Larry Clark grounds his film in quintessentially New York sights and sounds. Telly and his friend Casper (Justin Pierce) take the subway at 77th Street. They make pit stops at bodegas and shout at their friends through apartment windows. The entire film takes place on one hot summer day, recalling the set-up of Spike Lee’s Do the Right Thing. With its slang, high energy and hip-hop soundtrack, it also shares some of that film’s urban panache.

Like the photographer Diane Arbus, Larry Clark is drawn to the marginal, the displaced and the easily ignored. In one scene, he shows a mentally challenged boy dance for spare change. In another, he pauses to watch a man with no legs pass Casper and Telly on the train. For Clark, the difference between “normal” and “abnormal” is slim. His roaming youth might have families and bank accounts, but they’re as lost as everyone else and they know it, too.

Kids culminates in a raging party where adolescents cuss, drink, smoke and have unprotected sex. We don’t know much about these characters but their words, gestures and attitudes speak volumes about where they come from and who they’re trying to be. Clark captures all the weird, tiny moments, like when a shirtless boy giggles while a girl kisses his chest and a different boy pukes in the bathroom with a plate of food scraps perched on the sink. They’re not thinking about their parents or their futures and that’s the point. Happiness is a form of forgetting.

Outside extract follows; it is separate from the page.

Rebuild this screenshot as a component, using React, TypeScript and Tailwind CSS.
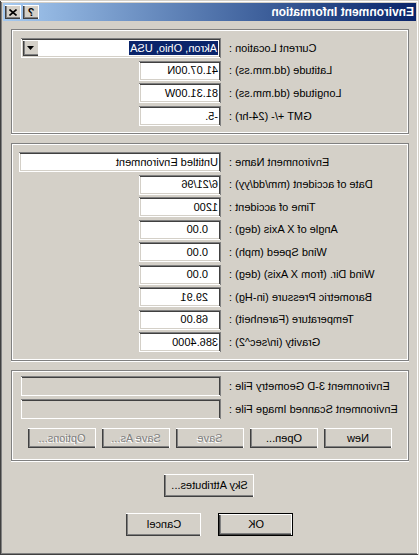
import React from 'react';

const sunken =
  'shadow-[inset_1px_1px_0_#808080,inset_-1px_-1px_0_#ffffff,inset_2px_2px_0_#404040,inset_-2px_-2px_0_#d4d0c8]';
const raised =
  'shadow-[inset_1px_1px_0_#ffffff,inset_-1px_-1px_0_#404040,inset_-2px_-2px_0_#808080]';
const group =
  'w-[398px] ml-[7px] border border-[#808080] shadow-[inset_0_0_0_1px_#ffffff,0_1px_0_#ffffff]';

type FieldProps = { value?: string; wide?: boolean; disabled?: boolean; indent?: boolean };

const Field: React.FC<FieldProps> = ({ value = '', wide = false, disabled = false, indent = false }) => (
  <div
    className={`h-[20px] flex items-center ${wide ? 'w-[200px]' : 'w-[82px]'} ${
      disabled ? 'bg-[#d4d0c8]' : 'bg-white'
    } ${sunken} ${indent ? 'pl-[13px]' : 'pl-[3px]'} whitespace-nowrap`}
  >
    {value}
  </div>
);

const Row: React.FC<{ label: string; children: React.ReactNode }> = ({ label, children }) => (
  <div className="flex items-center h-[20px]">
    <div className="w-[179px] text-right whitespace-nowrap">{label}</div>
    <div className="ml-[8px]">{children}</div>
  </div>
);

type BtnProps = { label: string; w: string; h?: string; disabled?: boolean; def?: boolean };

const Btn: React.FC<BtnProps> = ({ label, w, h = 'h-[20px]', disabled = false, def = false }) => (
  <div className={`${w} ${h} ${def ? 'border border-black' : ''}`}>
    <div
      className={`w-full h-full flex items-center justify-center bg-[#d4d0c8] ${raised} ${
        disabled ? 'text-[#808080] [text-shadow:1px_1px_0_#ffffff]' : 'text-black'
      }`}
    >
      {label}
    </div>
  </div>
);

export default function App() {
  return (
    <div className="w-[419px] h-[555px] -scale-x-100 bg-[#d4d0c8] text-black text-[11px] font-['Liberation_Sans',Arial,sans-serif] shadow-[inset_1px_1px_0_#d4d0c8,inset_-1px_-1px_0_#404040,inset_2px_2px_0_#ffffff,inset_-2px_-2px_0_#808080] p-[3px] overflow-hidden">
      {/* title bar */}
      <div className="h-[18px] flex items-center bg-linear-to-r from-[#0a246a] to-[#a6caf0] pl-[2px] pr-[2px]">
        <span className="text-white font-bold text-[12px] whitespace-nowrap">Environment Information</span>
        <div className="ml-auto flex gap-[2px]">
          <div className={`w-[16px] h-[14px] bg-[#d4d0c8] ${raised} flex items-center justify-center font-bold text-[11px] leading-none`}>
            ?
          </div>
          <div className={`w-[16px] h-[14px] bg-[#d4d0c8] ${raised} flex items-center justify-center`}>
            <svg width="8" height="7" viewBox="0 0 8 7">
              <path d="M0.5 0.5 L7.5 6.5 M7.5 0.5 L0.5 6.5" stroke="#000" strokeWidth="1.6" />
            </svg>
          </div>
        </div>
      </div>

      {/* location */}
      <div className={`${group} mt-[8px] h-[105px] pt-[8px] flex flex-col gap-[2.6px]`}>
        <Row label="Current Location :">
          <div className={`w-[200px] h-[20px] bg-white ${sunken} flex items-center pl-[3px] pr-[2px]`}>
            <span className="bg-[#0a246a] text-white px-px leading-[14px]">Akron, Ohio, USA</span>
            <div className={`ml-auto w-[16px] h-[16px] bg-[#d4d0c8] ${raised} flex items-center justify-center`}>
              <svg width="7" height="4" viewBox="0 0 7 4">
                <path d="M0 0 H7 L3.5 4 Z" fill="#000" />
              </svg>
            </div>
          </div>
        </Row>
        <Row label="Latitude (dd.mm.ss) :">
          <Field value="41.07.00N" />
        </Row>
        <Row label="Longitude (dd.mm.ss) :">
          <Field value="81.31.00W" />
        </Row>
        <Row label="GMT +/- (24-hr) :">
          <Field value="-5." />
        </Row>
      </div>

      {/* environment */}
      <div className={`${group} mt-[9px] h-[218px] pt-[8px] flex flex-col gap-[2.5px]`}>
        <Row label="Environment Name :">
          <div className={`w-[202px] h-[20px] bg-white ${sunken} flex items-center pl-[3px]`}>Untitled Environment</div>
        </Row>
        <Row label="Date of accident (mm/dd/yy) :">
          <Field value="6/21/96" />
        </Row>
        <Row label="Time of accident :">
          <Field value="1200" />
        </Row>
        <Row label="Angle of X Axis (deg) :">
          <Field value="0.00" indent />
        </Row>
        <Row label="Wind Speed (mph) :">
          <Field value="0.00" indent />
        </Row>
        <Row label="Wind Dir. (from X Axis) (deg) :">
          <Field value="0.00" indent />
        </Row>
        <Row label="Barometric Pressure (in-Hg) :">
          <Field value="29.91" indent />
        </Row>
        <Row label="Temperature (Farenheit) :">
          <Field value="68.00" indent />
        </Row>
        <Row label="Gravity (in/sec^2) :">
          <Field value="386.4000" />
        </Row>
      </div>

      {/* files */}
      <div className={`${group} mt-[9px] h-[91px] pt-[5px]`}>
        <div className="flex flex-col gap-[3px]">
          <Row label="Environment 3-D Geometry File :">
            <Field wide disabled />
          </Row>
          <Row label="Environment Scanned Image File :">
            <Field wide disabled />
          </Row>
        </div>
        <div className="flex gap-[6px] pl-[16px] mt-[9px]">
          <Btn label="New" w="w-[68px]" />
          <Btn label="Open..." w="w-[68px]" />
          <Btn label="Save" w="w-[68px]" disabled />
          <Btn label="Save As..." w="w-[68px]" disabled />
          <Btn label="Options..." w="w-[68px]" disabled />
        </div>
      </div>

      <div className="flex justify-center mt-[13px]">
        <Btn label="Sky Attributes..." w="w-[90px]" h="h-[23px]" />
      </div>

      <div className="flex justify-center gap-[17px] mt-[16px] pr-[1px]">
        <Btn label="OK" w="w-[75px]" h="h-[23px]" def />
        <Btn label="Cancel" w="w-[75px]" h="h-[23px]" />
      </div>
    </div>
  );
}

For all its feel-good partying, Kids is a tragedy. Its sensationalist surface conceals a well of insecurity in these aimless teens. They have no inhibitions, no supervision and nowhere to go. This is their gift and their curse. The consequences of their choices are embodied by Jennie. Cursed with a disease she doesn’t deserve from a boy she never loved, she walks in a daze. She visits a nightclub and takes a pill to forget her sorrow. Colors flash across and she slips into silhouette. We see her as clearly as she sees herself.

When Kids was first released, it garnered split opinions. Roger Ebert called it, “raw, bleak and unfiltered,” while the critic for The Washington Post called it “child pornography.” Indeed, the final scenes of Kids are disturbing. Korine and Clark seem intent on unraveling the whole notion of innocence. The final line of the film is delivered by Casper, who stares at the camera and says, “Jesus Christ, what happened?” We were wondering the same thing.